## Start DATA PROVIDED

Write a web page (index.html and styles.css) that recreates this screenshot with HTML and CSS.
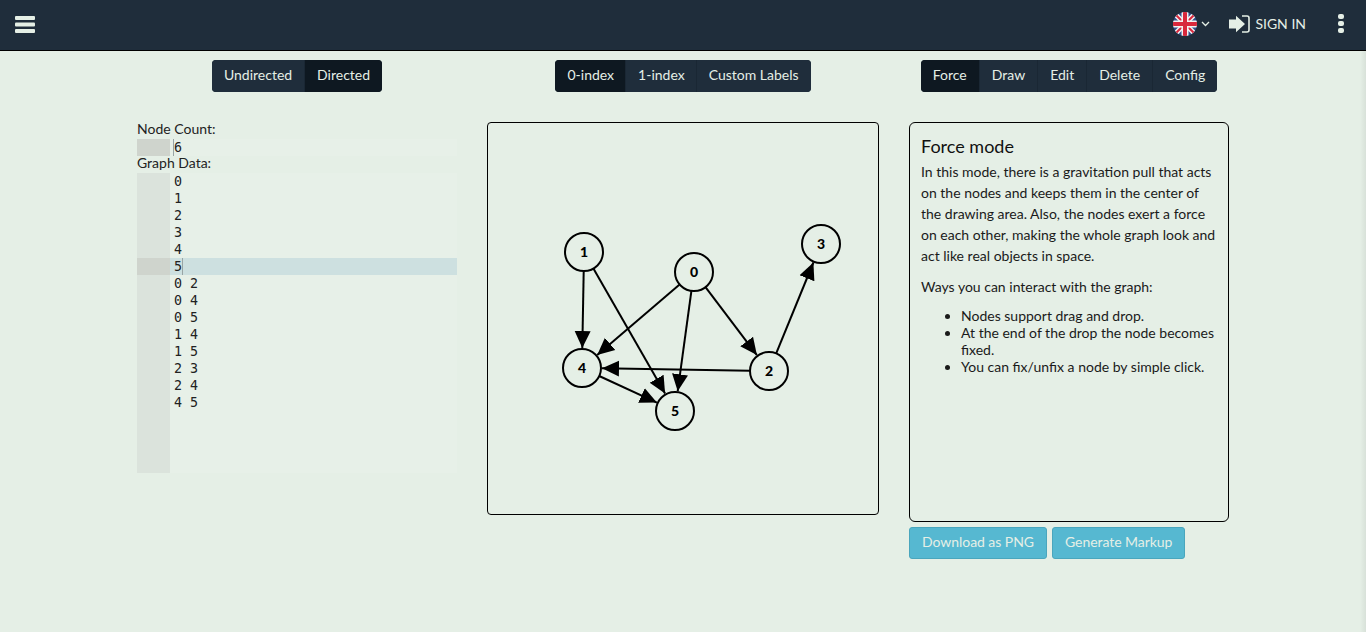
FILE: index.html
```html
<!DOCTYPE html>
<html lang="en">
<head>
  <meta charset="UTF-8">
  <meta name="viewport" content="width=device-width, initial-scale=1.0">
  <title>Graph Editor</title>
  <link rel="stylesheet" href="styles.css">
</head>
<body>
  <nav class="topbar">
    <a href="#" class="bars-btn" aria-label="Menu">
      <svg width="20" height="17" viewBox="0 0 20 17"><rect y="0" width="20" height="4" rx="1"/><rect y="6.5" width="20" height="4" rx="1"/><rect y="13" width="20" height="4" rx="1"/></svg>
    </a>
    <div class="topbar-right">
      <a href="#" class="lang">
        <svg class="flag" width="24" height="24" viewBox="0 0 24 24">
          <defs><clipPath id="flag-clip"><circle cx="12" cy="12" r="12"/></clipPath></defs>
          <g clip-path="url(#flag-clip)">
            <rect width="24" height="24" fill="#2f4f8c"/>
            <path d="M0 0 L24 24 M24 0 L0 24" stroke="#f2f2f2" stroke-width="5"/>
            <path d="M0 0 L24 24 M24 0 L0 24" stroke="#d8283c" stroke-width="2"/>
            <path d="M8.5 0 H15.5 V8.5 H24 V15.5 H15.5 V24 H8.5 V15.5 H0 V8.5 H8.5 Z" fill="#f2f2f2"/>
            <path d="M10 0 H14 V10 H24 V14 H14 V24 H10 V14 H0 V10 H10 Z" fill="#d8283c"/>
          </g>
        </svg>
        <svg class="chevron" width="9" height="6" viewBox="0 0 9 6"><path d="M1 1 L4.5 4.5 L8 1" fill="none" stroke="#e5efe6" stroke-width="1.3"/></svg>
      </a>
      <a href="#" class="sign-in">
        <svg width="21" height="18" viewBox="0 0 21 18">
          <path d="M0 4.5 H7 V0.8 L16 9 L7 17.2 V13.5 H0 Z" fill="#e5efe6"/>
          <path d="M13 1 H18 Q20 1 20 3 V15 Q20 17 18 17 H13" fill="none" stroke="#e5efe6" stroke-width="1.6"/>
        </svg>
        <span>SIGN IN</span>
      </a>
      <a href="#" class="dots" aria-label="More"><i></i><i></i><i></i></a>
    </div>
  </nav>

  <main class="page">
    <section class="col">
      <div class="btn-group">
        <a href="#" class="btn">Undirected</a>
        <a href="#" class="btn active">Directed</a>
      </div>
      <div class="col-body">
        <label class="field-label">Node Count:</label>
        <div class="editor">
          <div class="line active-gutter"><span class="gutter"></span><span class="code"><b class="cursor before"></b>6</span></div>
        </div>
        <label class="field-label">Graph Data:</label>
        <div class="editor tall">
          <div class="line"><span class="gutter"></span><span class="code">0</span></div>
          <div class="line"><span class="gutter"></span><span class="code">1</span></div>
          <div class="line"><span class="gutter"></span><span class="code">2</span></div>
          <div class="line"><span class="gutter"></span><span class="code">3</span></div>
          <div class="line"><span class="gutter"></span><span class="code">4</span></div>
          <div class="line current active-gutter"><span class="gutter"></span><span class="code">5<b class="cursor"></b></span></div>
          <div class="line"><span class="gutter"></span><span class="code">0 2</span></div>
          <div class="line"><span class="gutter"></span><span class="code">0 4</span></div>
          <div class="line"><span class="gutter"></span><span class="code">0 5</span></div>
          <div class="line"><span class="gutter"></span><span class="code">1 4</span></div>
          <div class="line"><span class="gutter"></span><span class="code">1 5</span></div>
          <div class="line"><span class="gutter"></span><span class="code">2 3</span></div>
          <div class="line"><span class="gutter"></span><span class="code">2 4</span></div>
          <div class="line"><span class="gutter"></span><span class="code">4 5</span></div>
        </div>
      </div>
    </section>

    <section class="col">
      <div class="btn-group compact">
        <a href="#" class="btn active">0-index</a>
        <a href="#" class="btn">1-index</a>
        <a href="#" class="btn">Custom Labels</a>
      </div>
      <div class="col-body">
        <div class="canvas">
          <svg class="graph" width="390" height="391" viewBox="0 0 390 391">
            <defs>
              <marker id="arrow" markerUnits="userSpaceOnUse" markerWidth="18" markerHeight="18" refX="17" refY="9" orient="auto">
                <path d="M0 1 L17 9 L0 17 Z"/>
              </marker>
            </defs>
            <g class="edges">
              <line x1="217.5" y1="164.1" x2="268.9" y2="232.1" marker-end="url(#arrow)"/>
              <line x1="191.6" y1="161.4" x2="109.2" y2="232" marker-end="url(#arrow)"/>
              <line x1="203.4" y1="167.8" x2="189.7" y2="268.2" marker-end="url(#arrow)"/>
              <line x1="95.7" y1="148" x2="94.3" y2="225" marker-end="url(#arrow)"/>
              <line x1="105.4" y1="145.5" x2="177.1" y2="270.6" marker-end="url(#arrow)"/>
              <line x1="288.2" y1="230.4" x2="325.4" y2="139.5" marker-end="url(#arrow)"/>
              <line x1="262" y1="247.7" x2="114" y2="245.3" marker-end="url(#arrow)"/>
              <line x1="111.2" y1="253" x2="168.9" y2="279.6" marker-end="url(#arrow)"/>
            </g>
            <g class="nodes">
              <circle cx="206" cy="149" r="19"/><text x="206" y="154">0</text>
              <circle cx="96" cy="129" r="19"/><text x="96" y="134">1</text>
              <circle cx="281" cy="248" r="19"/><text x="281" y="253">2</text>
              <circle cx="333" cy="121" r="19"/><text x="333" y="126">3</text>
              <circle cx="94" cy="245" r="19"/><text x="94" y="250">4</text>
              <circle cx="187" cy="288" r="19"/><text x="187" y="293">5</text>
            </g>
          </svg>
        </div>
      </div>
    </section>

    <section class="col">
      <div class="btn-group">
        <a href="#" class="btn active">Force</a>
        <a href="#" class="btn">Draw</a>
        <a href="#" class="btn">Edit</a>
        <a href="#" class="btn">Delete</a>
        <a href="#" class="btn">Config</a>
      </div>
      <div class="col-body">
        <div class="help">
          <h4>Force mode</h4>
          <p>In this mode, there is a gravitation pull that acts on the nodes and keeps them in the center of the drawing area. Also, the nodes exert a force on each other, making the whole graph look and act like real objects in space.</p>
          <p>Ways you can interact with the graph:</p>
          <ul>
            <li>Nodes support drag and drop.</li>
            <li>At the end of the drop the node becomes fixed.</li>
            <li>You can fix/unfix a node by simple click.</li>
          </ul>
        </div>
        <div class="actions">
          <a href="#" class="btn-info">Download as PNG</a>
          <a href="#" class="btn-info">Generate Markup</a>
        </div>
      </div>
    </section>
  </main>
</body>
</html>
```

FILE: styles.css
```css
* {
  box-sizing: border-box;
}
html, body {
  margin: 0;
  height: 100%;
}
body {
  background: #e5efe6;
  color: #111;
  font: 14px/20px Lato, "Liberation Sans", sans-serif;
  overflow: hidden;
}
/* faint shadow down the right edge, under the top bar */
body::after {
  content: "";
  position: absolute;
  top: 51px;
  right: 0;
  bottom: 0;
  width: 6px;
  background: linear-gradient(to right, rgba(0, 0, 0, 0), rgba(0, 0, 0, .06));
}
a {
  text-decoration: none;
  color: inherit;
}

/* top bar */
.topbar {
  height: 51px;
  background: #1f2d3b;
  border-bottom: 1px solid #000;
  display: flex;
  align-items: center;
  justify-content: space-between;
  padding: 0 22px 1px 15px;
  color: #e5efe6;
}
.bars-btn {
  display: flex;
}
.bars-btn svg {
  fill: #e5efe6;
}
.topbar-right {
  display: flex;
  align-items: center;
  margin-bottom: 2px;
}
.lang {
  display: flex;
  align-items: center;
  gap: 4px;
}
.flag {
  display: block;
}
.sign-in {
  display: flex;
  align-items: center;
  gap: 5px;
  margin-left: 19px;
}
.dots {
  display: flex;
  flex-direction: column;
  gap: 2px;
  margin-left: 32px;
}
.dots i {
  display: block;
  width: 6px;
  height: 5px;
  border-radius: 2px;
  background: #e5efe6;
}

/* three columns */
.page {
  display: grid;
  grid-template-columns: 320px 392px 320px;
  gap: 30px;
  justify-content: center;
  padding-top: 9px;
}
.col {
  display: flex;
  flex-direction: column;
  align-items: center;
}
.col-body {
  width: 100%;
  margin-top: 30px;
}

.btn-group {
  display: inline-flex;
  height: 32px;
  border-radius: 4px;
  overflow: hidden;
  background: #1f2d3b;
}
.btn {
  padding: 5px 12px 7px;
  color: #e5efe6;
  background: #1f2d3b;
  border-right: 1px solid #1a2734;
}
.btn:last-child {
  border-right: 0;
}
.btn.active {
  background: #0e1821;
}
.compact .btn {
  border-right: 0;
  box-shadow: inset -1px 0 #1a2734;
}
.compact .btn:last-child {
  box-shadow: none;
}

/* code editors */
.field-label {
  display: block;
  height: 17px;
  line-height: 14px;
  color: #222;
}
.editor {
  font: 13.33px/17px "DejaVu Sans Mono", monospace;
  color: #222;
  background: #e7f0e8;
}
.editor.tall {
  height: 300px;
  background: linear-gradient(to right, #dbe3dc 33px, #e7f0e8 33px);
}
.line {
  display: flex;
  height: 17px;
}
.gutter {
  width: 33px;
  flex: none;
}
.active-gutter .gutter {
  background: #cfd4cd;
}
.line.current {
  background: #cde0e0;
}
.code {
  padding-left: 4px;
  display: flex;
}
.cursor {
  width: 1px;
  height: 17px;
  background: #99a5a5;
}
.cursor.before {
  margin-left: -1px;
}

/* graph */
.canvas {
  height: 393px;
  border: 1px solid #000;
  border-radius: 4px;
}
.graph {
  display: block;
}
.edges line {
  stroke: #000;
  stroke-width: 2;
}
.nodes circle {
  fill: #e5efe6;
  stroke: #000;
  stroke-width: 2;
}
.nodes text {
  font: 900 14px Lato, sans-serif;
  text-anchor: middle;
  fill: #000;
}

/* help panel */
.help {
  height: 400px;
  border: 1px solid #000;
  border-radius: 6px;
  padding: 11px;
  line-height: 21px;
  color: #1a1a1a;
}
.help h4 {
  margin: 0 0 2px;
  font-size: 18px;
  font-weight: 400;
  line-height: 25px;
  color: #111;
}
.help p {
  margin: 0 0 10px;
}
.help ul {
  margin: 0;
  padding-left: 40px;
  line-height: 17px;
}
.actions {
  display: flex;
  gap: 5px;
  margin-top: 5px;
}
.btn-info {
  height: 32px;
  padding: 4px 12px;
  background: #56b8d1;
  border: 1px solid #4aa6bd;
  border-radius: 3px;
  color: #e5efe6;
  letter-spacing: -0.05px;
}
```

## End DATA PROVIDED

GIVEN TASK - Search the preceding listing for "with" and extract every line where it is found.

OUTPUT BELOW -
Write a web page (index.html and styles.css) that recreates this screenshot with HTML and CSS.
          <p>Ways you can interact with the graph:</p>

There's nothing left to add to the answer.